Voter registration for the general election ends October 13. The deadline for voters to request that an absentee ballot be mailed to them is 5 p.m. October 27.
There could be a few added wrinkles for local elections officials across the state as the General Assembly considers several bills that could change how elections are run this year. Some bills tinker with the voter registration deadline. Another would allow same-day voter registration. But Washburne has his eye on a few others that deal with early, no-excuse voting.
Virginia joined 37 other states in allowing some form of early voting when the General Assembly approved the measure during last year’s session.
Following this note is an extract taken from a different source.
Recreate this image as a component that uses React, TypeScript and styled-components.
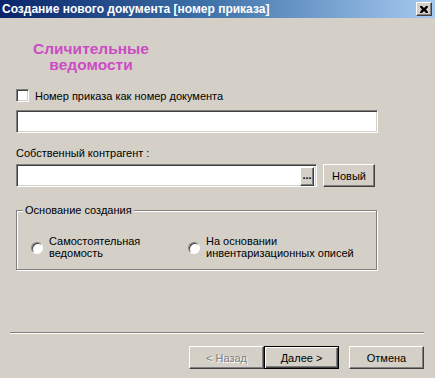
import React from 'react';
import styled, { createGlobalStyle, css } from 'styled-components';

const Global = createGlobalStyle`
  html, body {
    margin: 0;
    padding: 0;
    background: #d4d0c8;
  }
  * {
    box-sizing: border-box;
  }
`;

const sunken = css`
  border-style: solid;
  border-width: 1px;
  border-color: #808080 #ffffff #ffffff #808080;
  box-shadow: inset 1px 1px 0 #404040, inset -1px -1px 0 #d4d0c8;
`;

const raised = css`
  border-style: solid;
  border-width: 1px;
  border-color: #ffffff #404040 #404040 #ffffff;
  box-shadow: inset -1px -1px 0 #808080;
`;

const Window = styled.div`
  width: 435px;
  height: 378px;
  background: #d4d0c8;
  display: flex;
  flex-direction: column;
  font-family: 'Liberation Sans', Arial, sans-serif;
  font-size: 11px;
  color: #000;
  overflow: hidden;
`;

const TitleBar = styled.div`
  height: 18px;
  background: linear-gradient(90deg, #0a246a 0%, #3a6ea5 45%, #a6caf0 100%);
  display: flex;
  align-items: center;
  justify-content: space-between;
  padding: 0 3px 0 2px;
`;

const TitleText = styled.span`
  color: #fff;
  font-weight: 700;
  font-size: 12px;
  white-space: nowrap;
`;

const CloseButton = styled.div`
  width: 16px;
  height: 14px;
  background: #d4d0c8;
  ${raised};
  display: flex;
  align-items: center;
  justify-content: center;
`;

const Body = styled.div`
  flex: 1;
  padding: 23px 0 0 16px;
  display: flex;
  flex-direction: column;
`;

const Heading = styled.div`
  width: 150px;
  text-align: center;
  color: #cc4cc4;
  font-weight: 700;
  font-size: 15.5px;
  line-height: 16px;
`;

const CheckRow = styled.label`
  margin-top: 16px;
  display: flex;
  align-items: center;
  gap: 6px;
  height: 13px;
`;

const CheckBox = styled.span`
  width: 13px;
  height: 13px;
  background: #fff;
  ${sunken};
`;

const TextBox = styled.div<{ $width: number }>`
  width: ${(p) => p.$width}px;
  height: 23px;
  background: #fff;
  ${sunken};
  display: flex;
  justify-content: flex-end;
  padding: 2px;
`;

const FieldLabel = styled.div`
  margin-top: 14px;
  line-height: 13px;
`;

const PickRow = styled.div`
  margin-top: 4px;
  display: flex;
  gap: 6px;
`;

const DotsButton = styled.div`
  width: 14px;
  height: 19px;
  background: #d4d0c8;
  ${raised};
  display: flex;
  align-items: center;
  justify-content: center;
  font-weight: 700;
  font-size: 11px;
  line-height: 11px;
  padding-bottom: 3px;
`;

const Button = styled.div<{ $w: number; $default?: boolean; $disabled?: boolean }>`
  width: ${(p) => p.$w}px;
  height: 23px;
  background: #d4d0c8;
  display: flex;
  align-items: center;
  justify-content: center;
  ${(p) =>
    p.$default
      ? css`
          border: 1px solid #000;
          box-shadow: inset 1px 1px 0 #fff, inset -1px -1px 0 #404040, inset -2px -2px 0 #808080;
        `
      : raised};
  ${(p) =>
    p.$disabled &&
    css`
      color: #808080;
      text-shadow: 1px 1px 0 #fff;
    `}
`;

const GroupBox = styled.div`
  position: relative;
  margin-top: 23px;
  width: 361px;
  height: 60px;
  border: 1px solid #808080;
  box-shadow: 1px 1px 0 #fff, inset 1px 1px 0 #fff;
  display: flex;
  padding: 13px 0 0 14px;
`;

const GroupTitle = styled.span`
  position: absolute;
  top: -7px;
  left: 6px;
  padding: 0 2px;
  background: #d4d0c8;
  line-height: 13px;
`;

const RadioOption = styled.div<{ $w: number }>`
  width: ${(p) => p.$w}px;
  display: flex;
  align-items: center;
  gap: 6px;
  line-height: 12px;
`;

const Radio = styled.span`
  flex: none;
  width: 12px;
  height: 12px;
  border-radius: 50%;
  background: #fff;
  border: 1px solid;
  border-color: #808080 #fff #fff #808080;
  box-shadow: inset 1px 1px 0 #404040;
  margin-top: 2px;
`;

const Footer = styled.div`
  padding: 0 11px 9px 10px;
`;

const Separator = styled.div`
  height: 2px;
  border-top: 1px solid #808080;
  border-bottom: 1px solid #fff;
`;

const ButtonRow = styled.div`
  margin-top: 12px;
  display: flex;
  justify-content: flex-end;
`;

const Gap = styled.div`
  width: 10px;
`;

export default function App() {
  return (
    <Window>
      <Global />
      <TitleBar>
        <TitleText>Создание нового документа [номер приказа]</TitleText>
        <CloseButton>
          <svg width="8" height="7" viewBox="0 0 8 7">
            <path d="M0 0h2l2 2 2-2h2v1L6 3.5 8 6v1H6L4 5 2 7H0V6l2-2.5L0 1z" fill="#000" />
          </svg>
        </CloseButton>
      </TitleBar>
      <Body>
        <Heading>
          Сличительные
          <br />
          ведомости
        </Heading>
        <CheckRow>
          <CheckBox />
          <span>Номер приказа как номер документа</span>
        </CheckRow>
        <div style={{ marginTop: 8 }}>
          <TextBox $width={362} />
        </div>
        <FieldLabel>Собственный контрагент :</FieldLabel>
        <PickRow>
          <TextBox $width={301}>
            <DotsButton>...</DotsButton>
          </TextBox>
          <Button $w={52}>Новый</Button>
        </PickRow>
        <GroupBox>
          <GroupTitle>Основание создания</GroupTitle>
          <RadioOption $w={157}>
            <Radio />
            <span>
              Самостоятельная
              <br />
              ведомость
            </span>
          </RadioOption>
          <RadioOption $w={180}>
            <Radio />
            <span>
              На основании
              <br />
              инвентаризационных описей
            </span>
          </RadioOption>
        </GroupBox>
      </Body>
      <Footer>
        <Separator />
        <ButtonRow>
          <Button $w={75} $disabled>
            &lt; Назад
          </Button>
          <Button $w={75} $default>
            Далее &gt;
          </Button>
          <Gap />
          <Button $w={75}>Отмена</Button>
        </ButtonRow>
      </Footer>
    </Window>
  );
}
But how it will work and during which election cycle it will first appear are details that are still being ironed out in the legislature’s current session.
“Assuming they pass, you’ll be able to go in and vote before election day and you won’t have to have one of those traditional absentee excuses like ‘I’ll be out of town that day,’ or ‘I’m elderly and infirm,’” Washburne said. “We anticipate we’ll be busier than we’ve ever been before with the fall election.”
The local election registrars differ on their expectations about when early voting will actually begin. Britt thinks it could come as soon as May. Washburne anticipates that it will start with the general election in November.
“They have taken up the issue and are rolling the multiple bills into one for the House and one for the Senate,” Britt said. “Until the bills are passed, we won’t know what the final will look it.”
Polls are open from 6 a.m. to 7 p.m. on election days.
All voters must show a photo ID in order to vote.
To register to vote online, visit www.elections.virginia.gov/registration
Nelson County precinct change: Roseland’s polling location is now at the Massies Mill Ruritan Club, 5439 Patrick Henry Highway in Roseland.